One of the reasons that Hitler’s intellect was so mediocre, and prey to such moronic ideas and almost every conspiracy theory going, was that he would not take any notice of anything created by Jews. He ignored or denounced the product of centuries of civilization if it had been originally thought or written or painted or composed by Jews. The lacunae in his understanding and appreciation of history and culture were, therefore, vast.
He was also a terrible show-off. Obviously it is something of a prerequisite for fascist—or any—dictators to be monomaniacal, but Hitler’s endless boasting was extraordinary even by those standards. Having no one to contradict him in his immediate circle meant that he could make outlandish claims about himself, always to his own vainglory. Of his schoolteachers he said: “I was not a model pupil, but none of them has forgotten me. What a proof of my character!” On another occasion: “I haven’t been ill since I was sixteen,” which he put down to his superior willpower and the fact that he wore lederhosen all year round as a child.17 In pretty much all his anecdotes he came out on top, defeating everyone with his brilliance.
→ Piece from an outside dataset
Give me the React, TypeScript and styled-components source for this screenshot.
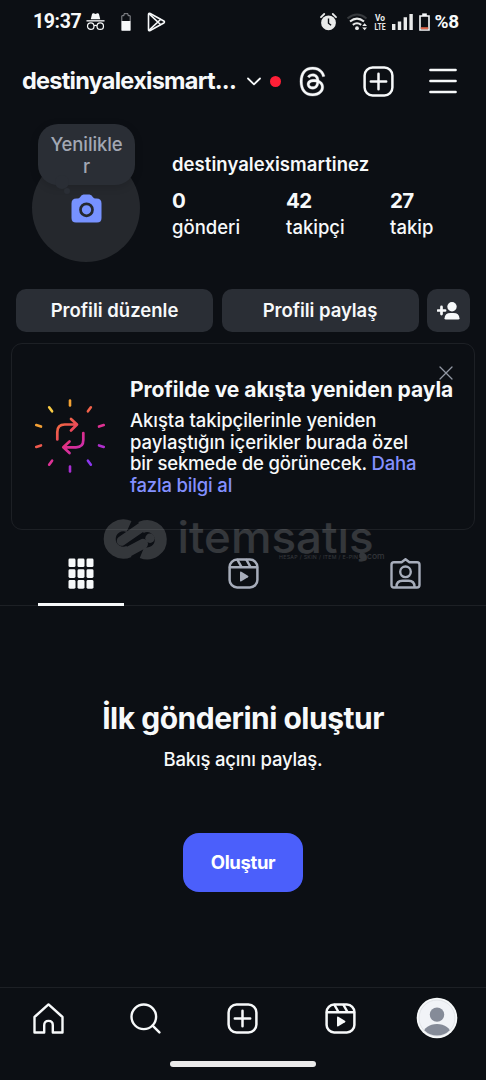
import React from "react";
import styled, { createGlobalStyle } from "styled-components";
import { FaThreads } from "react-icons/fa6";

const GlobalStyle = createGlobalStyle`
  * { box-sizing: border-box; }
  body { margin: 0; background: #0c0f14; }
  button { border: 0; padding: 0; margin: 0; background: none; color: inherit; font: inherit; }
`;

const Screen = styled.div`
  position: relative;
  display: flex;
  flex-direction: column;
  width: 486px;
  height: 1080px;
  overflow: hidden;
  background: #0c0f14;
  color: #f7f9fa;
  font-family: Inter, "Liberation Sans", sans-serif;
`;

const Text = styled.span<{ $size: number; $line: number; $weight?: number; $track?: number; $color?: string; $top?: number }>`
  display: block;
  white-space: nowrap;
  margin-top: ${(p) => p.$top ?? 0}px;
  font-size: ${(p) => p.$size}px;
  line-height: ${(p) => p.$line}px;
  font-weight: ${(p) => p.$weight ?? 500};
  letter-spacing: ${(p) => p.$track ?? 0}px;
  color: ${(p) => p.$color ?? "inherit"};
`;

const StatusBar = styled.div`
  display: flex;
  justify-content: space-between;
  align-items: center;
  height: 43px;
  padding: 0 27px 0 33px;
  font-family: Roboto, sans-serif;
`;

const Group = styled.div<{ $gap?: number; $left?: number }>`
  display: flex;
  align-items: center;
  gap: ${(p) => p.$gap ?? 0}px;
  margin-left: ${(p) => p.$left ?? 0}px;
`;

const Header = styled.header`
  display: flex;
  align-items: center;
  justify-content: space-between;
  height: 76px;
  padding: 0 29px 0 22px;
`;

const UserName = styled.div`
  width: 216px;
`;

const RedDot = styled.i`
  width: 11px;
  height: 11px;
  border-radius: 50%;
  background: #ff1f37;
`;

const Profile = styled.section`
  display: flex;
  height: 170px;
  padding: 35px 0 0 32px;
`;

const Avatar = styled.div`
  position: relative;
  display: flex;
  align-items: center;
  justify-content: center;
  width: 108px;
  height: 108px;
  border-radius: 50%;
  background: #25282d;
`;

const Bubble = styled.div`
  position: absolute;
  left: 6px;
  top: -30px;
  width: 97px;
  height: 61px;
  padding-top: 9px;
  border-radius: 20px;
  background: #2a2e35;
  box-shadow: 0 2px 8px rgba(0, 0, 0, 0.15);
  text-align: center;
  &::before,
  &::after {
    content: "";
    position: absolute;
    border-radius: 50%;
    background: #2a2e35;
  }
  &::before { left: 17px; top: 51px; width: 14px; height: 14px; }
  &::after { left: 26px; top: 64px; width: 6px; height: 6px; }
`;

const Details = styled.div`
  margin-top: -2px;
  padding-left: 32px;
`;

const Stats = styled.div`
  display: grid;
  grid-template-columns: 114px 104px 60px;
  margin-top: 12px;
`;

const Actions = styled.div`
  display: grid;
  grid-template-columns: 197px 197px 43px;
  gap: 8px 8.5px;
  height: 43px;
  margin: 0 16px;
`;

const ActionButton = styled.button`
  display: flex;
  align-items: center;
  justify-content: center;
  border-radius: 10px;
  background: #2a2e35;
`;

const Card = styled.section`
  position: relative;
  display: flex;
  width: 464px;
  height: 187px;
  margin: 11px 0 0 11px;
  border: 1px solid #1d2025;
  border-radius: 11px;
`;

const CardArt = styled.div`
  width: 118px;
  padding: 54px 0 0 21px;
`;

const CardBody = styled.div`
  padding-top: 33px;
`;

const CardText = styled.div`
  margin-top: 7px;
`;

const Accent = styled.span`
  color: #8390ff;
`;

const CloseIcon = styled.svg`
  position: absolute;
  left: 427px;
  top: 22px;
`;

const Tabs = styled.nav`
  display: grid;
  grid-template-columns: repeat(3, 1fr);
  height: 76px;
  border-bottom: 1px solid #1d2025;
`;

const Tab = styled.button<{ $active?: boolean }>`
  display: flex;
  justify-content: center;
  height: 76px;
  margin: 0 38px;
  padding-top: 28px;
  border-bottom: ${(p) => (p.$active ? "3px solid #f7f9fa" : "0")};
  color: ${(p) => (p.$active ? "#f7f9fa" : "#a7adbb")};
`;

const Empty = styled.main`
  display: flex;
  flex: 1;
  flex-direction: column;
  align-items: center;
  padding-top: 92px;
`;

const CreateButton = styled.button`
  display: flex;
  align-items: center;
  justify-content: center;
  width: 120px;
  height: 59px;
  margin-top: 62px;
  border-radius: 16px;
  background: #4b5ffb;
  color: #fff;
`;

const BottomNav = styled.nav`
  display: grid;
  grid-template-columns: repeat(5, 1fr);
  height: 74px;
  border-top: 1px solid #1d2025;
`;

const NavItem = styled.button`
  display: flex;
  align-items: center;
  justify-content: center;
  height: 60px;
`;

const GestureArea = styled.div`
  display: flex;
  justify-content: center;
  height: 19px;
`;

const GestureBar = styled.i`
  width: 146px;
  height: 6px;
  border-radius: 3px;
  background: #ebebeb;
`;

const Watermark = styled.svg`
  position: absolute;
  left: 100px;
  top: 505px;
  opacity: 0.165;
  pointer-events: none;
`;

const line = { fill: "none", stroke: "currentColor", strokeLinecap: "round", strokeLinejoin: "round" } as const;

const Incognito = () => (
  <svg width="19" height="19" viewBox="0 0 20 19">
    <path d="M5 7 6.3 1.8Q6.8.4 8.2.9L10 1.5l1.8-.6q1.4-.5 1.9.9L15 7z" fill="#f7f9fa" />
    <path d="M.5 8.8h19" stroke="#f7f9fa" strokeWidth="1.4" />
    <g fill="none" stroke="#f7f9fa" strokeWidth="1.3">
      <circle cx="5" cy="14.4" r="3.4" />
      <circle cx="15" cy="14.4" r="3.4" />
      <path d="M8.4 14q1.6-1 3.2 0" />
    </g>
  </svg>
);

const BatteryHalf = () => (
  <svg width="10" height="18" viewBox="0 0 10 18">
    <path d="M3 .7h4v2h2.2v14.6H.8V2.7H3z" fill="none" stroke="#8e9195" strokeWidth="1" />
    <path d="M.6 8h8.8v9.6H.6z" fill="#f7f9fa" />
  </svg>
);

const PlayStore = () => (
  <svg width="19" height="20" viewBox="0 0 19 20">
    <g {...line} stroke="#f7f9fa" strokeWidth="1.6">
      <path d="M1.5 2.6Q1.5.8 3.2 1.5L16.8 9q1.3 1 0 2L3.2 18.5q-1.7.7-1.7-1.1z" />
      <path d="M2.2 1.8 13.5 12.5M2.2 18.2 13.5 7.5" />
    </g>
  </svg>
);

const Alarm = () => (
  <svg width="17" height="18" viewBox="0 0 17 18">
    <circle cx="8.5" cy="9.8" r="7.4" fill="#e9eaea" />
    <path d="M1 4.2 4.2 1M16 4.2 12.8 1" stroke="#e9eaea" strokeWidth="1.8" strokeLinecap="round" />
    <path d="M8.5 5.6v4.6l2.6 2" fill="none" stroke="#0c0f14" strokeWidth="1.4" />
  </svg>
);

const Wifi = () => (
  <svg width="21" height="18" viewBox="0 0 21 18">
    <g fill="none" strokeWidth="2">
      <path d="M.5 5.4Q10-2.4 19.5 5.4" stroke="#36393d" />
      <path d="M3 8.6q7-6 14 0" stroke="#e9eaea" />
      <path d="M5.8 11.9q4.2-3.4 8.4 0" stroke="#e9eaea" />
    </g>
    <circle cx="10" cy="15.2" r="1.9" fill="#e9eaea" />
    <path d="m15.2 13 2.4-2.8L20 13zM15.2 14.4l2.4 2.8 2.4-2.8z" fill="#e9eaea" />
  </svg>
);

const VoLte = () => (
  <svg width="12" height="26" viewBox="0 -5 12 26" overflow="visible" fill="#e9eaea" fontFamily="Roboto" fontWeight="700">
    <text x="1" y="6.8" fontSize="8.4" textLength="10" lengthAdjust="spacingAndGlyphs">Vo</text>
    <text x="0.5" y="16.2" fontSize="8.4" textLength="11" lengthAdjust="spacingAndGlyphs">LTE</text>
  </svg>
);

const Signal = () => (
  <svg width="21" height="17" viewBox="0 0 21 17" fill="#e9eaea">
    <path d="M0 11h3.4v6H0zM5.8 8.4h3.4V17H5.8zM11.6 4.2H15V17h-3.4zM17.4 1h3.4v16h-3.4z" />
  </svg>
);

const BatteryLow = () => (
  <svg width="11" height="18" viewBox="0 0 11 18">
    <path d="M1 3h9v14H1z" fill="none" stroke="#f7f9fa" strokeWidth="1.6" />
    <path d="M3.2.4h4.6V3H3.2z" fill="#f7f9fa" />
    <path d="M1.8 14.2h7.4v2H1.8z" fill="#e0664a" />
  </svg>
);

const Chevron = () => (
  <svg width="14" height="9" viewBox="0 0 14 9">
    <path d="m1 1.5 6 5.8 6-5.8" {...line} strokeWidth="1.8" />
  </svg>
);

const PlusSquare = () => (
  <svg width="31" height="31" viewBox="0 0 31 31" {...line} strokeWidth="2.5">
    <rect x="1.6" y="1.6" width="27.8" height="27.8" rx="8" />
    <path d="M15.5 7.8v15.4M7.8 15.5h15.4" />
  </svg>
);

const Menu = () => (
  <svg width="28" height="26" viewBox="0 0 28 26">
    <path d="M1.4 2h25.2M1.4 13h25.2M1.4 24h25.2" {...line} strokeWidth="2.5" />
  </svg>
);

const Camera = () => (
  <svg width="31" height="29" viewBox="0 0 31 29">
    <path d="M9 3.2Q10.5.5 12.5.5h6q2 0 3.5 2.7.8 1.3 2.5 1.3h1q5 0 5 5V24q0 4.5-4.5 4.5H5Q.5 28.5.5 24V9.5q0-5 5-5h1Q8.2 4.5 9 3.2z" fill="#7792ff" />
    <circle cx="15.5" cy="15.8" r="6" fill="none" stroke="#25282d" strokeWidth="2.7" />
  </svg>
);

const AddPerson = () => (
  <svg width="23" height="18" viewBox="0 0 23 18">
    <path d="M4.5 4.9v7.2M.9 8.5h7.2" {...line} strokeWidth="2.7" />
    <circle cx="15" cy="4.8" r="4.7" fill="currentColor" />
    <path d="M7.5 16.3q.4-5.3 6-5.3h3q5.6 0 6 5.3 0 1.3-1.3 1.3H8.8q-1.3 0-1.3-1.3z" fill="currentColor" />
  </svg>
);

const rays: [number, string][] = [
  [0, "#f3a234"], [36, "#f2624a"], [72, "#df3293"], [108, "#b02fcd"], [144, "#8a37ee"],
  [180, "#a92ed3"], [216, "#dd3296"], [252, "#f05a4e"], [288, "#f5a035"], [324, "#f9cb45"],
];

const RepostArt = () => (
  <svg width="74" height="76" viewBox="-37 -38 74 76">
    <defs>
      <linearGradient id="warm" gradientUnits="userSpaceOnUse" x1="-14" y1="-16" x2="14" y2="16">
        <stop offset="0" stopColor="#f5763a" />
        <stop offset="0.5" stopColor="#e8405f" />
        <stop offset="0.6" stopColor="#e02f86" />
        <stop offset="1" stopColor="#c72dbb" />
      </linearGradient>
    </defs>
    {rays.map(([angle, color]) => (
      <path key={angle} d="M0-35.5v5" transform={`rotate(${angle})`} stroke={color} strokeWidth="2.6" strokeLinecap="round" />
    ))}
    <g fill="none" stroke="url(#warm)" strokeWidth="2.7" strokeLinecap="round" strokeLinejoin="round">
      <path d="M-12.7 3.5V-4Q-12.7-11.5-5.2-11.5H6.5M1-17l6 5.5L1-5.5" />
      <path d="M13.3-3V4Q13.3 11.3 6 11.3H-6M-.5 5.5-6.7 11.3-.5 17" />
    </g>
  </svg>
);

const Grid = () => (
  <svg width="26" height="31" viewBox="0 0 26 31" fill="currentColor">
    {[0, 1, 2].flatMap((r) =>
      [0, 1, 2].map((c) => <rect key={`${r}${c}`} x={0.5 + c * 9} y={0.5 + r * 10.8} width="7" height="8.6" rx="1.4" />)
    )}
  </svg>
);

const Reels = () => (
  <svg width="31" height="31" viewBox="0 0 31 31">
    <g {...line} strokeWidth="2.5">
      <rect x="1.6" y="1.6" width="27.8" height="27.8" rx="7.5" />
      <path d="M2 9.2h27M9.5 2l4 7M18.5 2l4 7" />
    </g>
    <path d="M12 14.6q0-1.600 1.400-.8l6.500 3.900q1.300.8 0 1.600l-6.500 3.900q-1.400.8-1.400-.8z" fill="currentColor" />
  </svg>
);

const Tagged = () => (
  <svg width="31" height="31" viewBox="0 0 31 31">
    <g {...line} strokeWidth="2.4">
      <path d="M4 4.2h7.6L15.5 1.2l3.9 3H27q2.5 0 2.5 2.5v20.3q0 2.5-2.5 2.5H4q-2.5 0-2.5-2.5V6.7Q1.5 4.2 4 4.2z" />
      <circle cx="15.5" cy="13.8" r="5.3" />
      <path d="M6.5 28.8q0-6 6-6h6q6 0 6 6" />
    </g>
  </svg>
);

const Home = () => (
  <svg width="31" height="31" viewBox="0 0 31 31">
    <path d="M1.5 14 15.5 1.4 29.5 14v15.5H19.8v-7.3q0-4.3-4.3-4.3t-4.3 4.3v7.3H1.5z" {...line} strokeWidth="2.4" />
  </svg>
);

const Search = () => (
  <svg width="31" height="31" viewBox="0 0 31 31">
    <g {...line} strokeWidth="2.4">
      <circle cx="13.8" cy="13.8" r="12.3" />
      <path d="m22.6 22.6 6.8 6.8" />
    </g>
  </svg>
);

const NavAvatar = () => (
  <svg width="42" height="42" viewBox="0 0 42 42">
    <defs>
      <clipPath id="face"><circle cx="21" cy="21" r="17.6" /></clipPath>
    </defs>
    <circle cx="21" cy="21" r="20.3" fill="#f7f9fa" />
    <circle cx="21" cy="21" r="18" fill="#f1f3f7" stroke="#dadde2" strokeWidth=".8" />
    <g fill="#858b98" clipPath="url(#face)">
      <circle cx="21" cy="17.6" r="7.2" />
      <ellipse cx="21" cy="37.5" rx="14" ry="10.5" />
    </g>
  </svg>
);

const stats = [["0", "gönderi"], ["42", "takipçi"], ["27", "takip"]];

export default function App() {
  return (
    <Screen>
      <GlobalStyle />
      <StatusBar>
        <Group>
          <Text $size={19.5} $line={24} $weight={700} $track={-0.4}>19:37</Text>
          <Group $left={5} $gap={16}>
            <Incognito />
            <BatteryHalf />
            <PlayStore />
          </Group>
        </Group>
        <Group $gap={6}>
          <Group $gap={10}><Alarm /><Wifi /></Group>
          <VoLte />
          <Signal />
          <BatteryLow />
          <Group $left={-2}><Text $size={19} $line={24} $weight={700} $track={-0.2}>%8</Text></Group>
        </Group>
      </StatusBar>

      <Header>
        <Group $gap={9}>
          <UserName><Text $size={23.5} $line={30} $weight={700} $track={-0.75}>destinyalexismart...</Text></UserName>
          <Chevron />
          <RedDot />
        </Group>
        <Group $gap={35}>
          <FaThreads size={31} stroke="currentColor" strokeWidth={5} />
          <PlusSquare />
          <Menu />
        </Group>
      </Header>

      <Profile>
        <Avatar>
          <Camera />
          <Bubble>
            <Text $size={18.5} $line={22} $track={-0.1} $color="#a2a8b4">Yenilikle</Text>
            <Text $size={18.5} $line={22} $color="#a2a8b4">r</Text>
          </Bubble>
        </Avatar>
        <Details>
          <Text $size={18.5} $line={24} $weight={600} $track={0.06}>destinyalexismartinez</Text>
          <Stats>
            {stats.map(([value, label]) => (
              <div key={label}>
                <Text $size={20.5} $line={26} $weight={700} $track={-0.6}>{value}</Text>
                <Text $size={18.5} $line={26}>{label}</Text>
              </div>
            ))}
          </Stats>
        </Details>
      </Profile>

      <Actions>
        <ActionButton><Text $size={18.5} $line={24} $weight={600} $top={-1}>Profili düzenle</Text></ActionButton>
        <ActionButton><Text $size={18.5} $line={24} $weight={600} $top={-1} $track={-0.05}>Profili paylaş</Text></ActionButton>
        <ActionButton><AddPerson /></ActionButton>
      </Actions>

      <Card>
        <CardArt><RepostArt /></CardArt>
        <CardBody>
          <Text $size={21} $line={26} $weight={700} $track={-0.05}>Profilde ve akışta yeniden payla</Text>
          <CardText>
            <Text $size={18.5} $line={21.5} $track={-0.06}>Akışta takipçilerinle yeniden</Text>
            <Text $size={18.5} $line={21.5} $track={-0.07}>paylaştığın içerikler burada özel</Text>
            <Text $size={18.5} $line={21.5} $track={-0.18}>bir sekmede de görünecek. <Accent>Daha</Accent></Text>
            <Text $size={18.5} $line={21.5} $track={-0.18}><Accent>fazla bilgi al</Accent></Text>
          </CardText>
        </CardBody>
        <CloseIcon width="14" height="14" viewBox="0 0 14 14">
          <path d="m1 1 12 12M13 1 1 13" stroke="#9298a4" strokeWidth="1.3" strokeLinecap="round" />
        </CloseIcon>
      </Card>

      <Tabs>
        <Tab $active><Grid /></Tab>
        <Tab><Reels /></Tab>
        <Tab><Tagged /></Tab>
      </Tabs>

      <Empty>
        <Text $size={30} $line={40} $weight={700} $track={-0.5}>İlk gönderini oluştur</Text>
        <Text $size={18.5} $line={24} $top={9} $track={-0.18}>Bakış açını paylaş.</Text>
        <CreateButton><Text $size={18.5} $line={24} $weight={700} $track={-0.35} $top={-1}>Oluştur</Text></CreateButton>
      </Empty>

      <BottomNav>
        <NavItem><Home /></NavItem>
        <NavItem><Search /></NavItem>
        <NavItem><PlusSquare /></NavItem>
        <NavItem><Reels /></NavItem>
        <NavItem><NavAvatar /></NavItem>
      </BottomNav>
      <GestureArea><GestureBar /></GestureArea>

      <Watermark width="300" height="70" viewBox="0 -10 300 70" fill="#fff" fontFamily="Inter, sans-serif">
        <g fill="none" stroke="#fff" strokeWidth="12">
          <path d="M29 11.5A13.700 13.700 0 1 0 29 36.500" />
          <path d="M26 38 43 28.800" strokeLinecap="round" strokeWidth="10" />
          <path d="M42 37.500A13.700 13.700 0 1 0 41 12.500" />
          <path d="M44 10.500 21.500 26" strokeLinecap="round" strokeWidth="9.500" />
        </g>
        <circle cx="50" cy="23.200" r="4.700" />
        <text x="77.500" y="37.500" fontSize="44" fontWeight="500" textLength="196" lengthAdjust="spacingAndGlyphs">itemsatış</text>
        <text x="179" y="43.500" fontSize="5.200" textLength="79" lengthAdjust="spacing">HESAP / SKIN / ITEM / E-PIN</text>
        <circle cx="262.500" cy="41" r="3.300" />
        <text x="267" y="43.500" fontSize="8.500" textLength="17.500" lengthAdjust="spacingAndGlyphs">com</text>
      </Watermark>
    </Screen>
  );
}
He only once came out badly from one of his own stories, and that was the one he told about the only time in his life he had ever been drunk. It was the night he received his school certificate, signifying that he had passed his exams. He and his friends drank a quart (that is, 2 pints or 0.94 liter) of wine and at dawn the next morning—after being waked by a milkmaid on her way to work—he found he had lost his certificate. “In the absentmindedness of intoxication,” he recalled during World War II, “I had confused the precious parchment with lavatory paper.” When he reached the school he found to his dismay that “my certificate had been brought back to the school, but torn into four pieces, and in a somewhat inglorious condition. . . . I was overwhelmed.”18 He was told off by his teacher and still felt embarrassed about the incident decades later. Yet even in this trivially sordid tale he somehow won out ultimately, boasting: “I made a promise to myself that I would never get drunk again, and I’ve kept my promise.”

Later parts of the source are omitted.